2 of 3 people found the following review helpful:
1.0 out of 5 stars murder as a work of art, September 16, 2001
By 
Peter Shelley "petershelley" (Sydney, New South Wales Australia) - See all my reviews
(REAL NAME)   
This review is from: Under Investigation [VHS] (VHS Tape)
Writer director Kevin Meyer's TVM begins with the ritualised murder of a woman to the sound of Caruso singing La Gioconda and the killer painting her body. However after that it's downhill all the way. Meyer gives us Harry Hamlin as a slobby detective in charge of the case, who is unshaven - Hamlin's superior tells him he dresses "like a mechanic" - and presumably depressed after the death of his son and end of his marriage. This information unfortunately doesn't feed into the style of the murder, but rather allows Hamlin to indulge in a lazy performance which includes a tough guy hiss, which de-energises the film.
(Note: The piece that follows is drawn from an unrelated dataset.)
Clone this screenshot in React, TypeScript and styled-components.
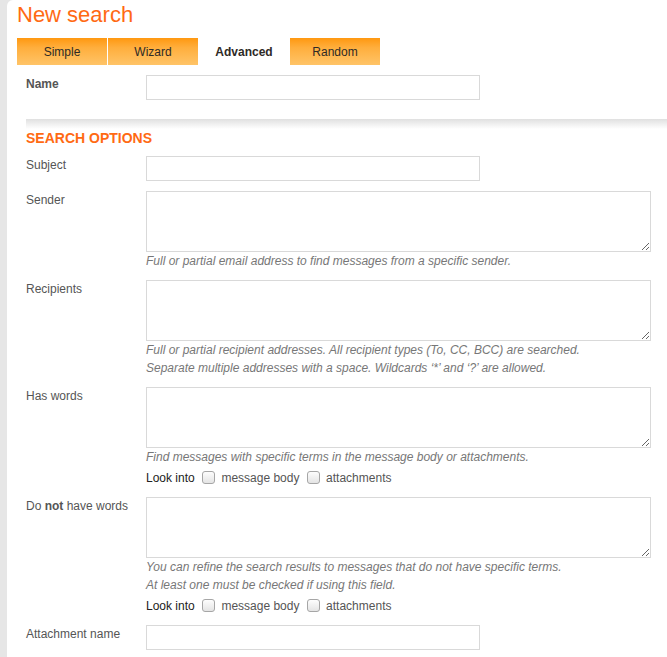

Hamlin's unprofessionalism leads him into an affair with the wife of the case's top suspect, Joanna Pacula, who is another of a series of accented ladies who pronounce his surname Keaton as "kitten". Meyer's screenplay is so cliched that you can predict the oncoming dialogue, features the anomaly of the suspect thinking himself to be the devil but keeps crucifixes for protection, but also one funny line in "His prints were found all around the room which makes sense since he lives there". Meyer's pacing is sluggish, his treatment has repeated and tiresome points scored against Hamlin's partner John Mese who of course embodies everything Hamlin is not, and he gives Hamlin and Pacula some rather graphic sex scenes with Hamlin not Pacula as the object of desire. In spite of her fractured intonation, Pakula at least looks lovely, but it's West Side Story's Richard Beymer who steals the film in a small role as Pakula's colleague, though I could have done without Meyer giving him a shark's head in his office.